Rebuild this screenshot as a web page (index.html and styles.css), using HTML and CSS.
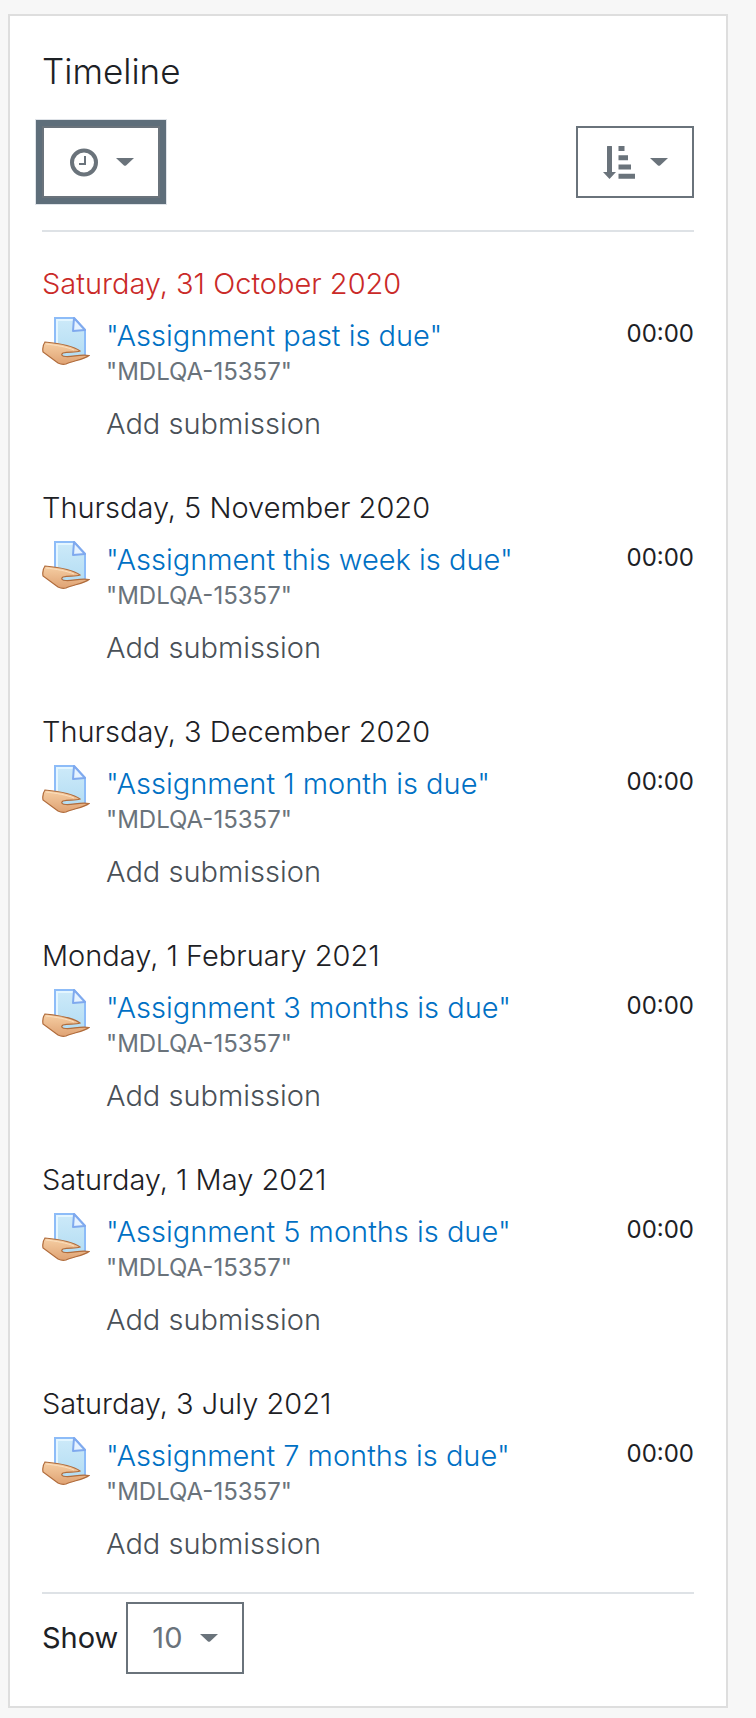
FILE: index.html
```html
<!DOCTYPE html>
<html lang="en">
<head>
<meta charset="utf-8">
<meta name="viewport" content="width=device-width, initial-scale=1">
<title>Timeline</title>
<link rel="stylesheet" href="styles.css">
</head>
<body>
<svg class="defs" aria-hidden="true">
  <defs>
    <linearGradient id="paper" x1="0" y1="0" x2="0" y2="1">
      <stop offset="0" stop-color="#cdeaf9"/>
      <stop offset="1" stop-color="#b4ddf3"/>
    </linearGradient>
    <linearGradient id="skin" x1="0" y1="0" x2="0" y2="1">
      <stop offset="0" stop-color="#f6cfa4"/>
      <stop offset="1" stop-color="#dfa273"/>
    </linearGradient>
    <symbol id="assign" viewBox="0 0 48 49">
      <path d="M13 2H32L43 14V41H13Z" fill="url(#paper)" stroke="#8dbcf8" stroke-width="2"/>
      <path d="M15 40V4H31" fill="none" stroke="#e4f6ff" stroke-width="2"/>
      <path d="M32 2L43 14L31 15Z" fill="#e6f3ff" stroke="#7fa9ee" stroke-width="2" stroke-linejoin="round"/>
      <path d="M3 26C14 27 30 29 38 35C33 37 27 35.500 21 37C18.500 38.500 20 40.500 24 40.500C31 41 38 38 47 39.500C43 43 31 45 24 48Q20 49 16 47L1 36Q0 30 3 26Z" fill="url(#skin)" stroke="#b06c3c" stroke-width="1.200"/>
      <path d="M4 28C14 29 25 31 32 34" fill="none" stroke="#fbdfbe" stroke-width="1"/>
    </symbol>
    <symbol id="caret" viewBox="0 0 18 8"><path d="M0 0H18L10 7.500Q9 8 8 7.500Z" fill="currentColor"/></symbol>
  </defs>
</svg>
<section class="card" aria-labelledby="timeline-title">
  <h1 class="title" id="timeline-title">Timeline</h1>
  <div class="toolbar">
    <button class="toggle toggle-focus" type="button" aria-label="Filter timeline by date" aria-haspopup="true">
      <svg class="icon" viewBox="0 0 36 36" aria-hidden="true" fill="none" stroke="currentColor"><circle cx="16" cy="18.500" r="12" stroke-width="4"/><path d="M17 12V20H11" stroke-width="2"/></svg>
      <svg class="caret" aria-hidden="true"><use href="#caret"/></svg>
    </button>
    <button class="toggle" type="button" aria-label="Sort timeline items" aria-haspopup="true">
      <svg class="icon" viewBox="0 0 36 36" aria-hidden="true" fill="currentColor"><path d="M5 2.500Q5 2 5.500 2H9.500Q10 2 10 2.500V28H14L7.500 35L1 28H5ZM16.500 2H22.500V7H16.500ZM16.500 11.300H26V16.300H16.500ZM16.500 20.500H29V25.500H16.500ZM16.500 29.700H33V34.700H16.500Z"/></svg>
      <svg class="caret" aria-hidden="true"><use href="#caret"/></svg>
    </button>
  </div>
  <div class="events">
    <section class="day">
      <h2 class="date overdue">Saturday, 31 October 2020</h2>
      <div class="event">
        <svg class="activity" aria-hidden="true"><use href="#assign"/></svg>
        <div class="details"><a class="name" href="#">"Assignment past is due"</a><span class="course">"MDLQA-15357"</span><a class="action" href="#">Add submission</a></div>
        <time class="time">00:00</time>
      </div>
    </section>
    <section class="day">
      <h2 class="date">Thursday, 5 November 2020</h2>
      <div class="event">
        <svg class="activity" aria-hidden="true"><use href="#assign"/></svg>
        <div class="details"><a class="name" href="#">"Assignment this week is due"</a><span class="course">"MDLQA-15357"</span><a class="action" href="#">Add submission</a></div>
        <time class="time">00:00</time>
      </div>
    </section>
    <section class="day">
      <h2 class="date">Thursday, 3 December 2020</h2>
      <div class="event">
        <svg class="activity" aria-hidden="true"><use href="#assign"/></svg>
        <div class="details"><a class="name" href="#">"Assignment 1 month is due"</a><span class="course">"MDLQA-15357"</span><a class="action" href="#">Add submission</a></div>
        <time class="time">00:00</time>
      </div>
    </section>
    <section class="day">
      <h2 class="date">Monday, 1 February 2021</h2>
      <div class="event">
        <svg class="activity" aria-hidden="true"><use href="#assign"/></svg>
        <div class="details"><a class="name" href="#">"Assignment 3 months is due"</a><span class="course">"MDLQA-15357"</span><a class="action" href="#">Add submission</a></div>
        <time class="time">00:00</time>
      </div>
    </section>
    <section class="day">
      <h2 class="date">Saturday, 1 May 2021</h2>
      <div class="event">
        <svg class="activity" aria-hidden="true"><use href="#assign"/></svg>
        <div class="details"><a class="name" href="#">"Assignment 5 months is due"</a><span class="course">"MDLQA-15357"</span><a class="action" href="#">Add submission</a></div>
        <time class="time">00:00</time>
      </div>
    </section>
    <section class="day">
      <h2 class="date">Saturday, 3 July 2021</h2>
      <div class="event">
        <svg class="activity" aria-hidden="true"><use href="#assign"/></svg>
        <div class="details"><a class="name" href="#">"Assignment 7 months is due"</a><span class="course">"MDLQA-15357"</span><a class="action" href="#">Add submission</a></div>
        <time class="time">00:00</time>
      </div>
    </section>
  </div>
  <div class="paging">
    <label for="limit">Show</label>
    <div class="picker">
      <select class="limit" id="limit"><option>5</option><option selected>10</option><option>25</option></select>
      <svg class="caret" aria-hidden="true"><use href="#caret"/></svg>
    </div>
  </div>
</section>
</body>
</html>
```
FILE: styles.css
```css
* { box-sizing: border-box; }

body {
  margin: 0;
  padding: 14px 28px 10px 8px;
  background: #f7f7f7;
  color: #1d2125;
  font: 300 29px/44px Inter, "Liberation Sans", sans-serif;
}

.defs { position: absolute; width: 0; height: 0; }

.card {
  padding: 32px;
  border: 2px solid #dedede;
  background: #fff;
}

.title {
  margin: 0 0 32px;
  font-size: 35px;
  font-weight: 300;
  line-height: 46px;
}

.toolbar { display: flex; justify-content: space-between; }

.toggle {
  display: flex;
  align-items: center;
  gap: 12px;
  padding: 16px 24px;
  border: 2px solid #6a737b;
  background: #fff;
  color: #6a737b;
}

.toggle-focus { box-shadow: 0 0 0 6px #5e6e7a, 0 0 0 7px #dfe3e8; }

.icon { width: 36px; height: 36px; }
.caret { width: 18px; height: 8px; }

.events {
  display: grid;
  gap: 40px;
  margin-top: 32px;
  padding: 30px 0 26px;
  border: solid #dee2e6;
  border-width: 2px 0;
}

.date {
  margin: 0 0 10px;
  font-size: 29px;
  font-weight: 300;
}

.overdue { color: #ca2a28; }

.event { display: flex; align-items: flex-start; gap: 16px; }
.activity { flex: none; width: 48px; height: 49px; }
.details { display: grid; flex: 1; justify-items: start; padding-top: 2px; }
.details a { text-decoration: none; }
.details .name { color: #0070c4; line-height: 36px; }
.course { color: #6a737b; font-size: 24px; font-weight: 400; line-height: 36px; }
.details .action { margin-top: 12px; color: #495057; }
.time { font-size: 24px; font-weight: 400; line-height: 36px; }

.paging {
  display: flex;
  align-items: center;
  gap: 8px;
  margin-top: 8px;
  font-weight: 400;
}

.picker { display: grid; align-items: center; color: #6a737b; }
.picker > * { grid-area: 1 / 1; }
.picker .caret { justify-self: end; margin-right: 26px; pointer-events: none; }

.limit {
  appearance: none;
  width: 118px;
  height: 72px;
  padding: 0 24px;
  border: 2px solid #6a737b;
  border-radius: 0;
  background: #fff;
  color: inherit;
  font: inherit;
}
```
·····
Challenge:
Repeat all of the data above word for word, minus the pictures.

Task output:
Rebuild this screenshot as a web page (index.html and styles.css), using HTML and CSS.
FILE: index.html
```html
<!DOCTYPE html>
<html lang="en">
<head>
<meta charset="utf-8">
<meta name="viewport" content="width=device-width, initial-scale=1">
<title>Timeline</title>
<link rel="stylesheet" href="styles.css">
</head>
<body>
<svg class="defs" aria-hidden="true">
  <defs>
    <linearGradient id="paper" x1="0" y1="0" x2="0" y2="1">
      <stop offset="0" stop-color="#cdeaf9"/>
      <stop offset="1" stop-color="#b4ddf3"/>
    </linearGradient>
    <linearGradient id="skin" x1="0" y1="0" x2="0" y2="1">
      <stop offset="0" stop-color="#f6cfa4"/>
      <stop offset="1" stop-color="#dfa273"/>
    </linearGradient>
    <symbol id="assign" viewBox="0 0 48 49">
      <path d="M13 2H32L43 14V41H13Z" fill="url(#paper)" stroke="#8dbcf8" stroke-width="2"/>
      <path d="M15 40V4H31" fill="none" stroke="#e4f6ff" stroke-width="2"/>
      <path d="M32 2L43 14L31 15Z" fill="#e6f3ff" stroke="#7fa9ee" stroke-width="2" stroke-linejoin="round"/>
      <path d="M3 26C14 27 30 29 38 35C33 37 27 35.500 21 37C18.500 38.500 20 40.500 24 40.500C31 41 38 38 47 39.500C43 43 31 45 24 48Q20 49 16 47L1 36Q0 30 3 26Z" fill="url(#skin)" stroke="#b06c3c" stroke-width="1.200"/>
      <path d="M4 28C14 29 25 31 32 34" fill="none" stroke="#fbdfbe" stroke-width="1"/>
    </symbol>
    <symbol id="caret" viewBox="0 0 18 8"><path d="M0 0H18L10 7.500Q9 8 8 7.500Z" fill="currentColor"/></symbol>
  </defs>
</svg>
<section class="card" aria-labelledby="timeline-title">
  <h1 class="title" id="timeline-title">Timeline</h1>
  <div class="toolbar">
    <button class="toggle toggle-focus" type="button" aria-label="Filter timeline by date" aria-haspopup="true">
      <svg class="icon" viewBox="0 0 36 36" aria-hidden="true" fill="none" stroke="currentColor"><circle cx="16" cy="18.500" r="12" stroke-width="4"/><path d="M17 12V20H11" stroke-width="2"/></svg>
      <svg class="caret" aria-hidden="true"><use href="#caret"/></svg>
    </button>
    <button class="toggle" type="button" aria-label="Sort timeline items" aria-haspopup="true">
      <svg class="icon" viewBox="0 0 36 36" aria-hidden="true" fill="currentColor"><path d="M5 2.500Q5 2 5.500 2H9.500Q10 2 10 2.500V28H14L7.500 35L1 28H5ZM16.500 2H22.500V7H16.500ZM16.500 11.300H26V16.300H16.500ZM16.500 20.500H29V25.500H16.500ZM16.500 29.700H33V34.700H16.500Z"/></svg>
      <svg class="caret" aria-hidden="true"><use href="#caret"/></svg>
    </button>
  </div>
  <div class="events">
    <section class="day">
      <h2 class="date overdue">Saturday, 31 October 2020</h2>
      <div class="event">
        <svg class="activity" aria-hidden="true"><use href="#assign"/></svg>
        <div class="details"><a class="name" href="#">"Assignment past is due"</a><span class="course">"MDLQA-15357"</span><a class="action" href="#">Add submission</a></div>
        <time class="time">00:00</time>
      </div>
    </section>
    <section class="day">
      <h2 class="date">Thursday, 5 November 2020</h2>
      <div class="event">
        <svg class="activity" aria-hidden="true"><use href="#assign"/></svg>
        <div class="details"><a class="name" href="#">"Assignment this week is due"</a><span class="course">"MDLQA-15357"</span><a class="action" href="#">Add submission</a></div>
        <time class="time">00:00</time>
      </div>
    </section>
    <section class="day">
      <h2 class="date">Thursday, 3 December 2020</h2>
      <div class="event">
        <svg class="activity" aria-hidden="true"><use href="#assign"/></svg>
        <div class="details"><a class="name" href="#">"Assignment 1 month is due"</a><span class="course">"MDLQA-15357"</span><a class="action" href="#">Add submission</a></div>
        <time class="time">00:00</time>
      </div>
    </section>
    <section class="day">
      <h2 class="date">Monday, 1 February 2021</h2>
      <div class="event">
        <svg class="activity" aria-hidden="true"><use href="#assign"/></svg>
        <div class="details"><a class="name" href="#">"Assignment 3 months is due"</a><span class="course">"MDLQA-15357"</span><a class="action" href="#">Add submission</a></div>
        <time class="time">00:00</time>
      </div>
    </section>
    <section class="day">
      <h2 class="date">Saturday, 1 May 2021</h2>
      <div class="event">
        <svg class="activity" aria-hidden="true"><use href="#assign"/></svg>
        <div class="details"><a class="name" href="#">"Assignment 5 months is due"</a><span class="course">"MDLQA-15357"</span><a class="action" href="#">Add submission</a></div>
        <time class="time">00:00</time>
      </div>
    </section>
    <section class="day">
      <h2 class="date">Saturday, 3 July 2021</h2>
      <div class="event">
        <svg class="activity" aria-hidden="true"><use href="#assign"/></svg>
        <div class="details"><a class="name" href="#">"Assignment 7 months is due"</a><span class="course">"MDLQA-15357"</span><a class="action" href="#">Add submission</a></div>
        <time class="time">00:00</time>
      </div>
    </section>
  </div>
  <div class="paging">
    <label for="limit">Show</label>
    <div class="picker">
      <select class="limit" id="limit"><option>5</option><option selected>10</option><option>25</option></select>
      <svg class="caret" aria-hidden="true"><use href="#caret"/></svg>
    </div>
  </div>
</section>
</body>
</html>
```
FILE: styles.css
```css
* { box-sizing: border-box; }

body {
  margin: 0;
  padding: 14px 28px 10px 8px;
  background: #f7f7f7;
  color: #1d2125;
  font: 300 29px/44px Inter, "Liberation Sans", sans-serif;
}

.defs { position: absolute; width: 0; height: 0; }

.card {
  padding: 32px;
  border: 2px solid #dedede;
  background: #fff;
}

.title {
  margin: 0 0 32px;
  font-size: 35px;
  font-weight: 300;
  line-height: 46px;
}

.toolbar { display: flex; justify-content: space-between; }

.toggle {
  display: flex;
  align-items: center;
  gap: 12px;
  padding: 16px 24px;
  border: 2px solid #6a737b;
  background: #fff;
  color: #6a737b;
}

.toggle-focus { box-shadow: 0 0 0 6px #5e6e7a, 0 0 0 7px #dfe3e8; }

.icon { width: 36px; height: 36px; }
.caret { width: 18px; height: 8px; }

.events {
  display: grid;
  gap: 40px;
  margin-top: 32px;
  padding: 30px 0 26px;
  border: solid #dee2e6;
  border-width: 2px 0;
}

.date {
  margin: 0 0 10px;
  font-size: 29px;
  font-weight: 300;
}

.overdue { color: #ca2a28; }

.event { display: flex; align-items: flex-start; gap: 16px; }
.activity { flex: none; width: 48px; height: 49px; }
.details { display: grid; flex: 1; justify-items: start; padding-top: 2px; }
.details a { text-decoration: none; }
.details .name { color: #0070c4; line-height: 36px; }
.course { color: #6a737b; font-size: 24px; font-weight: 400; line-height: 36px; }
.details .action { margin-top: 12px; color: #495057; }
.time { font-size: 24px; font-weight: 400; line-height: 36px; }

.paging {
  display: flex;
  align-items: center;
  gap: 8px;
  margin-top: 8px;
  font-weight: 400;
}

.picker { display: grid; align-items: center; color: #6a737b; }
.picker > * { grid-area: 1 / 1; }
.picker .caret { justify-self: end; margin-right: 26px; pointer-events: none; }

.limit {
  appearance: none;
  width: 118px;
  height: 72px;
  padding: 0 24px;
  border: 2px solid #6a737b;
  border-radius: 0;
  background: #fff;
  color: inherit;
  font: inherit;
}
```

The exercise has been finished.